Deswegen befürchte ich, dass wir eine Krise brauchen. Das Risiko ist, dass es auch in totalen Faschismus abgleiten kann. Deswegen sage ich das mit sehr großem Vorbehalt, aber realistisch gesprochen, weil dieses Finanzsystem eine solche Macht auch über die staatlichen Stellen und die Zentralbank hat, geht es nicht anders. Es ist für mich derzeit realistisch betrachtet nicht anders vorstellbar. Ich hoffe, dass wenn digitale Zentralbankwährungen geschaffen werden, die Effekte der Krise aufgefangen werden können und dass dies die Schnittstelle zum neuen System wird. Aber da müssten die Zentralbanken mitdenken.
»Wie Kräfteverhältnisse sich formieren, kann man nicht planen. Das ist nicht vorhersehbar. Es ist ein bisschen wie russisches Roulette.«
Man bräuchte also auf der einen Seite die technischen Möglichkeiten, die Reformen durchzusetzen, und auf der anderen Seite im Moment der Krise die richtigen politischen Kräfteverhältnisse, damit wir nicht in den Faschismus abgleiten.
Das Problem daran ist: wie Kräfteverhältnisse sich formieren, kann man nicht planen. Das ist nicht vorhersehbar. Es ist ein bisschen wie russisches Roulette. Deswegen zögere ich, das so zu sagen, aber durch Reformen kommen wir da nicht hin.

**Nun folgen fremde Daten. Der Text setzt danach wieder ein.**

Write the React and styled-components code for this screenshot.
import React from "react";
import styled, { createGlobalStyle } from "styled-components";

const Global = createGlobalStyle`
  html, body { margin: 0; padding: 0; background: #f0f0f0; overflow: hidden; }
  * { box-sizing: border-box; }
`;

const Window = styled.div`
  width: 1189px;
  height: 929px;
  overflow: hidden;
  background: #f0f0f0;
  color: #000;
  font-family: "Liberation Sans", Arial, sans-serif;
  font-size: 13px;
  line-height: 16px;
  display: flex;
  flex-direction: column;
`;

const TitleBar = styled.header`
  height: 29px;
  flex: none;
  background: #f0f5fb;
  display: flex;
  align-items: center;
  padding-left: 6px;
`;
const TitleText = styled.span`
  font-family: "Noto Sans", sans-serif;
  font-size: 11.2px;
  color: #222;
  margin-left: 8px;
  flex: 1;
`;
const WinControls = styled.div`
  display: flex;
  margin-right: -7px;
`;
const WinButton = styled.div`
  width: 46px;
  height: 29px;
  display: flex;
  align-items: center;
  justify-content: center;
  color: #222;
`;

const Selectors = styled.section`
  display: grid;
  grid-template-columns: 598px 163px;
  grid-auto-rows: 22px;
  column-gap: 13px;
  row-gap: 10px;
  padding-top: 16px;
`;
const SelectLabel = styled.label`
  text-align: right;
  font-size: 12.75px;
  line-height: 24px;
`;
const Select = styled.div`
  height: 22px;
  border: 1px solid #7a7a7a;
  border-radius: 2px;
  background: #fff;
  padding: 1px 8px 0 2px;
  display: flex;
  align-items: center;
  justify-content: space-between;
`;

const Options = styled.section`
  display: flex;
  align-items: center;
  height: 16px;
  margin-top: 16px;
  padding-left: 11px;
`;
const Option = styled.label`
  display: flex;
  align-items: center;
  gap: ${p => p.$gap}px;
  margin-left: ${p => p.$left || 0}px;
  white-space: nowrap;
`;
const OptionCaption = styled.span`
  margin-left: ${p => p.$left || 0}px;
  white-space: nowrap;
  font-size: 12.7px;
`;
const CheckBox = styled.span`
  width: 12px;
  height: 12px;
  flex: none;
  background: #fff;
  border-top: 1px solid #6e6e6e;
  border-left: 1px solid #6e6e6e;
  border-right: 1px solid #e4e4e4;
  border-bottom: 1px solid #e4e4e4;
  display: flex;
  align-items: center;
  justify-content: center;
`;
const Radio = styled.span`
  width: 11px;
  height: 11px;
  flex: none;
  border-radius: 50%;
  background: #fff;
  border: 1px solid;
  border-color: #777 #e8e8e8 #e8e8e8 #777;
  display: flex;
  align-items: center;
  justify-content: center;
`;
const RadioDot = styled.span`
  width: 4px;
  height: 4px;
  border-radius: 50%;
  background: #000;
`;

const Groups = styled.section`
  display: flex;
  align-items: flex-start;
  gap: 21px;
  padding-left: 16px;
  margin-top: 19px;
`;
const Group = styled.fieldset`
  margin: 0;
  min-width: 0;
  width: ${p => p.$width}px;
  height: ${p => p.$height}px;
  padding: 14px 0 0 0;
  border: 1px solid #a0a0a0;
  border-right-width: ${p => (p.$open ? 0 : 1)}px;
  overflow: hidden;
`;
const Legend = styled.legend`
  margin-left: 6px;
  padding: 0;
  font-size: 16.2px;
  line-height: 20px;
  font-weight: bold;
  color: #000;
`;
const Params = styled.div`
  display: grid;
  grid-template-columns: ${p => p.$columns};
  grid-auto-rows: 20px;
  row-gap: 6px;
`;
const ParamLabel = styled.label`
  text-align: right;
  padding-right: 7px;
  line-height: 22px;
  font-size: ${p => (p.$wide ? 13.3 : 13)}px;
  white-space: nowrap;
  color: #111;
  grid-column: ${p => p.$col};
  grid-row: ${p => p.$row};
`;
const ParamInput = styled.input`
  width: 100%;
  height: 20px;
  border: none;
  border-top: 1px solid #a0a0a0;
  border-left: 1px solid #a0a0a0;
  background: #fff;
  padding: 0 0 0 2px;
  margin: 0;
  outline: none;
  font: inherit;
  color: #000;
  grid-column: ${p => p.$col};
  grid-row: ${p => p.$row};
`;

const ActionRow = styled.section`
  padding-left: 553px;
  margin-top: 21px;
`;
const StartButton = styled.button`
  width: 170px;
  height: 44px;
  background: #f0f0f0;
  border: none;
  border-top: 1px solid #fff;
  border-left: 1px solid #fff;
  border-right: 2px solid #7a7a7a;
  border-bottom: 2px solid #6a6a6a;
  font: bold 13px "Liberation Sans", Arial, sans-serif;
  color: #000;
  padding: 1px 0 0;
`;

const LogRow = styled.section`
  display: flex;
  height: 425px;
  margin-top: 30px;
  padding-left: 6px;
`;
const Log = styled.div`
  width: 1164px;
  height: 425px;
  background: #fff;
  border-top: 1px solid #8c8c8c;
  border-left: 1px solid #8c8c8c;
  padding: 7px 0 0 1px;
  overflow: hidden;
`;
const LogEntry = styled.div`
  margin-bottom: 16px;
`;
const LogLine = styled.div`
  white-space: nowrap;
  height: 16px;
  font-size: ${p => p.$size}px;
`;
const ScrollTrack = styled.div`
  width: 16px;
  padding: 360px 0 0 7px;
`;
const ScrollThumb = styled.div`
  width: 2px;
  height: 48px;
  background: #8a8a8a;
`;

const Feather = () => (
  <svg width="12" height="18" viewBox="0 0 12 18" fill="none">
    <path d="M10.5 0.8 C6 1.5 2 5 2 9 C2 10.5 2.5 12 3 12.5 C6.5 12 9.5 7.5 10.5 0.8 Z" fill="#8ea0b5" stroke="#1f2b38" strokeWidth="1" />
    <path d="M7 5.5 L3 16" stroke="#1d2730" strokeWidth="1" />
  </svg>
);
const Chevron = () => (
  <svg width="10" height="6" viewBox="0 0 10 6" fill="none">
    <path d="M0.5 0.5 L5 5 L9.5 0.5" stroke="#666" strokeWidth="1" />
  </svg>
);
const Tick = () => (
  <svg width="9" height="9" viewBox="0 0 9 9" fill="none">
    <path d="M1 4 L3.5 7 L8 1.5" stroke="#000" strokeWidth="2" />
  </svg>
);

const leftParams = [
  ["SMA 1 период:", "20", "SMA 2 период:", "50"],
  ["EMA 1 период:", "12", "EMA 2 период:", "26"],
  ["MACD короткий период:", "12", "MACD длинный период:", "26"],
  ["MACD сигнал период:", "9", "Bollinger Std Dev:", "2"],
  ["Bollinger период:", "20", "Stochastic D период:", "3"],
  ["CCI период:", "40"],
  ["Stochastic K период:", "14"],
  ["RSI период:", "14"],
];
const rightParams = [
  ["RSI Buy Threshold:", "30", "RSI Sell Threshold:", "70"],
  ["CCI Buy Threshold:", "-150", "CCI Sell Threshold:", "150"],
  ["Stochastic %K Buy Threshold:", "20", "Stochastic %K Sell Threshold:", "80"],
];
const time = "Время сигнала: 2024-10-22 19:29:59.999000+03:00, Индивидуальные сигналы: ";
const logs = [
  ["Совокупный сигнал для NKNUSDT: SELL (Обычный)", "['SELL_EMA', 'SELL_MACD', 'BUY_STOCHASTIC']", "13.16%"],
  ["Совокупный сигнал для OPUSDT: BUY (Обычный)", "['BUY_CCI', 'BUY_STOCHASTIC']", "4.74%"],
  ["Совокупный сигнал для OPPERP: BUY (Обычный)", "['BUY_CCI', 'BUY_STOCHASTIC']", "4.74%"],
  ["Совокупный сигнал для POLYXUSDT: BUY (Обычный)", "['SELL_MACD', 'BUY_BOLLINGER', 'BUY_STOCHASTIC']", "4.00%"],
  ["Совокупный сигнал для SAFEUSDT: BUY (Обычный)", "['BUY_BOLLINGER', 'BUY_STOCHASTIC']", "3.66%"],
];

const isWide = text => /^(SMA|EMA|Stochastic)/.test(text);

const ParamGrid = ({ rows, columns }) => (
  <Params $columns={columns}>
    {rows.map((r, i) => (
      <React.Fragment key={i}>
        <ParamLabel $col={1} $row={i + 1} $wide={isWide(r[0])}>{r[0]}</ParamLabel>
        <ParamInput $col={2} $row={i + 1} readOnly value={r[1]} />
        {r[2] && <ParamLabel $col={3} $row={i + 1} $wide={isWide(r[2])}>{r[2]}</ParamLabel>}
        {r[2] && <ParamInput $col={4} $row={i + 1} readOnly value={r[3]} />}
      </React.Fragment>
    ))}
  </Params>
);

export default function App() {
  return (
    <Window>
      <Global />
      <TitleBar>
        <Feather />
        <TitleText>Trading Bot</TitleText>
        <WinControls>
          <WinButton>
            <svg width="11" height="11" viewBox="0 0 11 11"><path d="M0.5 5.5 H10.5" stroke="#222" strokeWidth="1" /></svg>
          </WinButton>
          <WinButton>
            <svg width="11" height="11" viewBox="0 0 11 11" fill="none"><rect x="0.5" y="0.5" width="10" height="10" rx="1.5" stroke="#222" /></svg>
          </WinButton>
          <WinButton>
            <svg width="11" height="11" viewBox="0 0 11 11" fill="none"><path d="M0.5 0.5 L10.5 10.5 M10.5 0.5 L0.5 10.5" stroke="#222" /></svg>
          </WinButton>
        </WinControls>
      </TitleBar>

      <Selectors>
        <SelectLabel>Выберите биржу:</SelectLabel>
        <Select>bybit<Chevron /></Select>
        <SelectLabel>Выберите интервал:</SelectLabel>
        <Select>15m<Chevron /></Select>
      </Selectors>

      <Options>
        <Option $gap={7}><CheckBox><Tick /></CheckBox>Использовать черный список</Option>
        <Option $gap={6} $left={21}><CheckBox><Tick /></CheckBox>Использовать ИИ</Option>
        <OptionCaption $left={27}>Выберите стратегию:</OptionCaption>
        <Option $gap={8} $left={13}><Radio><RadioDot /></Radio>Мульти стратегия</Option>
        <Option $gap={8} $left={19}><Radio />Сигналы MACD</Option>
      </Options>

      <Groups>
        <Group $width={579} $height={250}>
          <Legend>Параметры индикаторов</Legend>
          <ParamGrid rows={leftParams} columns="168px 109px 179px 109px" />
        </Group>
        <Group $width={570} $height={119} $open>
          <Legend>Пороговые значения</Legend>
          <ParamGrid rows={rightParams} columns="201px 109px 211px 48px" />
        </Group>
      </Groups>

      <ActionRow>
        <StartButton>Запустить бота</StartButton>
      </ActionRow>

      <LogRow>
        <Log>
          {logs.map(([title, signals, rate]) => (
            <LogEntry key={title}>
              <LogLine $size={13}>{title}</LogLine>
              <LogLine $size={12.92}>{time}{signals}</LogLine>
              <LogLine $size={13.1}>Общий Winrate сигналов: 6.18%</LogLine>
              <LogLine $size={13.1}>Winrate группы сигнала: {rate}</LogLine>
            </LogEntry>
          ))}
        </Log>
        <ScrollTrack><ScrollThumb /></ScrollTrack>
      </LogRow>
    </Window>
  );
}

Was gibt Dir denn Hoffnung?
Seit 2008 ist eine wirklich umfassende Literatur entstanden, verfasst von einer ganzen Menge schlauer Leute, die sich gute Gedanken über das Finanz- und Geldsystem und Alternativen dazu gemacht haben. 2008 hat es das in dem Ausmaß nicht gegeben, da gab es keine sichtbaren Alternativen. Man musste das System so wie es war irgendwie retten.
Wir haben jetzt eine bessere Wissensbasis, brauchen also nur noch die richtigen politischen Kräfteverhältnisse und dann sind wir gut auf die nächste Krise vorbereitet?
Im Prinzip ja. Jedenfalls gibt mir das mehr Hoffnung als alles andere. Wir haben die Technologien. Und wir haben die Erfahrung aus der Covid-Krise, dass der Staat agieren kann. Auch in kürzester Zeit.